Some horses prefer to trot and there is always present the feel that they are going to drop out of the canter.
    06-27-2011, 03:11 PM
Green Broke
Her canter isn't bad, it's hard to get the feel of because she feels like she's cross cantering, but she really isn't. I huess a better word for it would be that it's strange.
    06-27-2011, 03:13 PM
What is her breed?
    06-27-2011, 11:17 PM
Green Broke
She's an Arabian.
    06-27-2011, 11:19 PM
For what it's worth, the little Arab gelding that I broke in last summer was much that same way. I would have bet money that he was cross-firing on his right lead every time. However, my Dad watched and said he wasn't. He was just unbalanced enough that it felt that way. He did get much better with time.
    06-27-2011, 11:22 PM
Green Broke
So it could be a balance issue.

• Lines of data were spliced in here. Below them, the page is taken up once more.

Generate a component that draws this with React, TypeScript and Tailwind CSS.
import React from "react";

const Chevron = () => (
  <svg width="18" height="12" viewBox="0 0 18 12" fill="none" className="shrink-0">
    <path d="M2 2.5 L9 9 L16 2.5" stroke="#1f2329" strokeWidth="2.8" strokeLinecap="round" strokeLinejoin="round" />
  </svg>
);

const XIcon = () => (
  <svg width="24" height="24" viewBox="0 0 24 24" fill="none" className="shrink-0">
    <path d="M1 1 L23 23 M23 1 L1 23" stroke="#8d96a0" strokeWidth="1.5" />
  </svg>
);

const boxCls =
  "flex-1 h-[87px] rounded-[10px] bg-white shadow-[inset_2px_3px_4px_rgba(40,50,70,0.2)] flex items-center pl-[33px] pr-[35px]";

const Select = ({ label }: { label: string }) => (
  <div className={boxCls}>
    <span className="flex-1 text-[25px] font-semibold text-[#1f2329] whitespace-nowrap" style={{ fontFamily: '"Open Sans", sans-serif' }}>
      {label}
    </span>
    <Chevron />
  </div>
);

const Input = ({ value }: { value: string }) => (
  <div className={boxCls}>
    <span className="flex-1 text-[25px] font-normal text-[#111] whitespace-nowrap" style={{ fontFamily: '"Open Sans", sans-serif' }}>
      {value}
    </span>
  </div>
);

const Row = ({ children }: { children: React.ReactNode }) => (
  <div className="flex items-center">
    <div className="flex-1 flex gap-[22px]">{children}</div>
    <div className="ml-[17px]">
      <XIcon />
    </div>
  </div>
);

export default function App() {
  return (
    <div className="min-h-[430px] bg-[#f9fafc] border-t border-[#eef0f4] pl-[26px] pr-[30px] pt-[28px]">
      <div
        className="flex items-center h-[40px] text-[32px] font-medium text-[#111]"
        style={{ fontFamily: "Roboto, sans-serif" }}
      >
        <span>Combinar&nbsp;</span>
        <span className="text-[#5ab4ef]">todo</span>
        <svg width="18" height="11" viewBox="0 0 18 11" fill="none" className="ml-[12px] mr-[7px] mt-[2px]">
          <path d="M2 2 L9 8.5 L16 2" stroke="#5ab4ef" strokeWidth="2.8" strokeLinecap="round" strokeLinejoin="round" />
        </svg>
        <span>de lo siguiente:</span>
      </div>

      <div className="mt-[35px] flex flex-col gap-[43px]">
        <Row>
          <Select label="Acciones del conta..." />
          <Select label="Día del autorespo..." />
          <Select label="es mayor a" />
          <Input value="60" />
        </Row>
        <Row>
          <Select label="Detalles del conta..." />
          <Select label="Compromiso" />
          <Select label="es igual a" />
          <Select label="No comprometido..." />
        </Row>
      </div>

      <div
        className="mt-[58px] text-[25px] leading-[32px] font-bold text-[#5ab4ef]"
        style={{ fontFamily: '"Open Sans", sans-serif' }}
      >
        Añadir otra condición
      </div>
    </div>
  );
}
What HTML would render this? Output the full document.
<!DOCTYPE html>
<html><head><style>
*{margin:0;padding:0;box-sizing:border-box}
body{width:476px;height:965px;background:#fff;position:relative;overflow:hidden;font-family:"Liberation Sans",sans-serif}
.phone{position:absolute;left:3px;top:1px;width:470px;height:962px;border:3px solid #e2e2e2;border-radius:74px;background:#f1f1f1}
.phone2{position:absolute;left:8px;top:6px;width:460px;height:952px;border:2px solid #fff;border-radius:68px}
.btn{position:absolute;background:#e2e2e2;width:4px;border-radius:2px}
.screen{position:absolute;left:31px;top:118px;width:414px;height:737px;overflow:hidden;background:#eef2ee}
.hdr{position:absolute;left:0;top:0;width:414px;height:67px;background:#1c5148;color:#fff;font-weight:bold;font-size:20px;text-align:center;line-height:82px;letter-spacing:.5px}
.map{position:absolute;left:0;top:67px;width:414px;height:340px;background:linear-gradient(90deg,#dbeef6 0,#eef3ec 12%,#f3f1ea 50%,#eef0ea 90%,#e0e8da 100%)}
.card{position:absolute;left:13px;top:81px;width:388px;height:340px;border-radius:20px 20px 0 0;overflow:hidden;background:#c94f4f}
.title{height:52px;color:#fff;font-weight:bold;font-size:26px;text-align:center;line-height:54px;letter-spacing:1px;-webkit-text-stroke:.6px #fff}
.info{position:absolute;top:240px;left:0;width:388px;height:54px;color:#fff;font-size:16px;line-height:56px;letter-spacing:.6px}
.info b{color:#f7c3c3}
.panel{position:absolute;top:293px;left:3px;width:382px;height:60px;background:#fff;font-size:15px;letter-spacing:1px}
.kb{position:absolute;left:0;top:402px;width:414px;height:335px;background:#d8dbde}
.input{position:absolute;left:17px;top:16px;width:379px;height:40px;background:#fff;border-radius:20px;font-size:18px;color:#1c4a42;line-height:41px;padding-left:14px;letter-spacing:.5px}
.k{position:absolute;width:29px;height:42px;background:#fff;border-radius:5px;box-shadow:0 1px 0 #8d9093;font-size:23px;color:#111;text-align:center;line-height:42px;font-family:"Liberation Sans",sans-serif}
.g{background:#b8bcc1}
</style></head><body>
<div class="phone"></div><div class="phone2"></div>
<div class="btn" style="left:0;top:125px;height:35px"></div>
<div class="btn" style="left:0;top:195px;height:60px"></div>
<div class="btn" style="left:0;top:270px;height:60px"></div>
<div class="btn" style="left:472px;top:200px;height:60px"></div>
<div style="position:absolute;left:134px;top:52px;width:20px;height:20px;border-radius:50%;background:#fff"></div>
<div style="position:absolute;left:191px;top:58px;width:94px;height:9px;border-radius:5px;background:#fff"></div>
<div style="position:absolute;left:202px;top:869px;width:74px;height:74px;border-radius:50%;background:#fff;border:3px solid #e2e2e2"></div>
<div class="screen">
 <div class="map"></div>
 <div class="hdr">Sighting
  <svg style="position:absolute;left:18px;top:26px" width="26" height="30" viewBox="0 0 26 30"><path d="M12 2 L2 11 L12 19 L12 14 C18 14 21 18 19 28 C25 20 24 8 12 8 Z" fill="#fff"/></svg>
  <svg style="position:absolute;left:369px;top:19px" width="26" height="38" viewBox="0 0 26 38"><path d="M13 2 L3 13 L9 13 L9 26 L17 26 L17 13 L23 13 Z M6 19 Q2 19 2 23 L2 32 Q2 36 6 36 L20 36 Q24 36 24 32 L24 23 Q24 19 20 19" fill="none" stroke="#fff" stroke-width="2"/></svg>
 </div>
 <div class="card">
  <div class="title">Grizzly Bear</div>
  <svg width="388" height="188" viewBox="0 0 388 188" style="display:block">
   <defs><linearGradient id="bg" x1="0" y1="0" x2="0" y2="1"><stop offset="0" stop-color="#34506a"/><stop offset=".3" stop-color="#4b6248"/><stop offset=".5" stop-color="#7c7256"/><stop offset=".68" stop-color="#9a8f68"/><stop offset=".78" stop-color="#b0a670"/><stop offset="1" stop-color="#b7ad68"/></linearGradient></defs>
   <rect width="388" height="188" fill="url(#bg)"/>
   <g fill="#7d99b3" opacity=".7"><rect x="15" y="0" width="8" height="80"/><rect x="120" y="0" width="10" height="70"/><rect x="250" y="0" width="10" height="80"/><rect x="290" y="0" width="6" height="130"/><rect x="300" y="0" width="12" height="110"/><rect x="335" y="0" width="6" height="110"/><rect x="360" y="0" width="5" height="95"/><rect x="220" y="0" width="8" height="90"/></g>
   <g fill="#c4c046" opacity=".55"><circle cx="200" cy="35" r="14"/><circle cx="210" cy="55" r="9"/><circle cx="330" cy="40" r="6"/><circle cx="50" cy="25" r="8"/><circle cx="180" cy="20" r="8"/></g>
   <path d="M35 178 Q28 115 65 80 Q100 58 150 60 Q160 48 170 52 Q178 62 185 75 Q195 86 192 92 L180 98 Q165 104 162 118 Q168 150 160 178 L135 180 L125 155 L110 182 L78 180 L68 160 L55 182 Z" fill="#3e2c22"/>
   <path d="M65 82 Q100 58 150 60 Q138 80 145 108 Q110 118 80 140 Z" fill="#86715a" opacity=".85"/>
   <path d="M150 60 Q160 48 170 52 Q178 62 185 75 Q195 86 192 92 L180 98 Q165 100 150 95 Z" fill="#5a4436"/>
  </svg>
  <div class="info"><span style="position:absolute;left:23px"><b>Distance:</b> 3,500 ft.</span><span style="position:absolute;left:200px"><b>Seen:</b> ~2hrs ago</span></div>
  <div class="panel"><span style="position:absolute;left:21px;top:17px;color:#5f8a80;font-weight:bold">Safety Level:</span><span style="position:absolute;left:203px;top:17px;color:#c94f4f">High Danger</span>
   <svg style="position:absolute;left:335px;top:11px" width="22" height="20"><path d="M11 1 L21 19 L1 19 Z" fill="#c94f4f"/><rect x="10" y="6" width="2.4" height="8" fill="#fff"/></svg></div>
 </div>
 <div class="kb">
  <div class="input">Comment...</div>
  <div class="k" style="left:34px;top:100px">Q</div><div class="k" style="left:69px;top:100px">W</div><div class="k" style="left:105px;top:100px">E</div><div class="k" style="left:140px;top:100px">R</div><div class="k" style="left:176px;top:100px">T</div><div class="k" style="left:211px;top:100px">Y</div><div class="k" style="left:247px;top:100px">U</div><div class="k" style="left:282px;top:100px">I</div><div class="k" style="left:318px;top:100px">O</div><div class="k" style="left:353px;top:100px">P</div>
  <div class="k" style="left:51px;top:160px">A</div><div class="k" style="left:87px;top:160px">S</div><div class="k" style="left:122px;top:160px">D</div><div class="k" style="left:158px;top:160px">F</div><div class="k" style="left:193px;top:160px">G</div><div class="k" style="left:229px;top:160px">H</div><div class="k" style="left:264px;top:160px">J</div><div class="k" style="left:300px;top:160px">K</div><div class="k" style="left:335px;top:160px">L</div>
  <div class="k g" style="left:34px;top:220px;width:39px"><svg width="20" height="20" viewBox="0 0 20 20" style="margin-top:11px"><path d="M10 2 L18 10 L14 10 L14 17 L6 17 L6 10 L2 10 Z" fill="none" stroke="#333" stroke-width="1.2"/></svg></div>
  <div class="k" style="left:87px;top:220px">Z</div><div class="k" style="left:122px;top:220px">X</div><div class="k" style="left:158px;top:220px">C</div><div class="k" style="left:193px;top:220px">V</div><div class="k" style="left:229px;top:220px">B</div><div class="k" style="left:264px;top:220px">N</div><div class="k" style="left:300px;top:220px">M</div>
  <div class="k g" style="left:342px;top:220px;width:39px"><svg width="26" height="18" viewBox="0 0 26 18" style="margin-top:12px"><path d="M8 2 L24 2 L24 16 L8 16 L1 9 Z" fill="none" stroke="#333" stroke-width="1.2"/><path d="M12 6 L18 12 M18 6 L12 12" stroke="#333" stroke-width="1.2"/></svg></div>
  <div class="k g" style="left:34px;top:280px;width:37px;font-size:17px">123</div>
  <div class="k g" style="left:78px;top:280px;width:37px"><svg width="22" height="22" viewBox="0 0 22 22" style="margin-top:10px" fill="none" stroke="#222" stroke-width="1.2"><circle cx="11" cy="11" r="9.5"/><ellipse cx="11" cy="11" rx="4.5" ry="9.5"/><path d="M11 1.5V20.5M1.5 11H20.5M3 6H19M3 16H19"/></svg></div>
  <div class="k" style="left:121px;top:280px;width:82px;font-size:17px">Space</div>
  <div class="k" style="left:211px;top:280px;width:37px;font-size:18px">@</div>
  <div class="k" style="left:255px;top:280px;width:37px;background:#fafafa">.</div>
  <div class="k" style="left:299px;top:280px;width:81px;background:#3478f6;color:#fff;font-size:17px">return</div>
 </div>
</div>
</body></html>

Didn't think about that because I thought she was balanced. I'll have to ride her again and try to see if it is a balance issue. It's both leads though.
    06-28-2011, 12:10 PM
Some horses are just awkward. My horse, can lope like a million bucks, but he can't jog to save his life. He's got a fierce long trot, but no matter how many things I try, his jog will never be pretty. So the exact opposite of the horse you're working with. If you make the lope become the focus, it will improve. It might never be perfect; some horses just aren't good lopers. If the focus hasn't been on the lope, he's not gaining the coordination nor the muscle to do it. Simply trotting, though, will not cause a horse to lope poorly.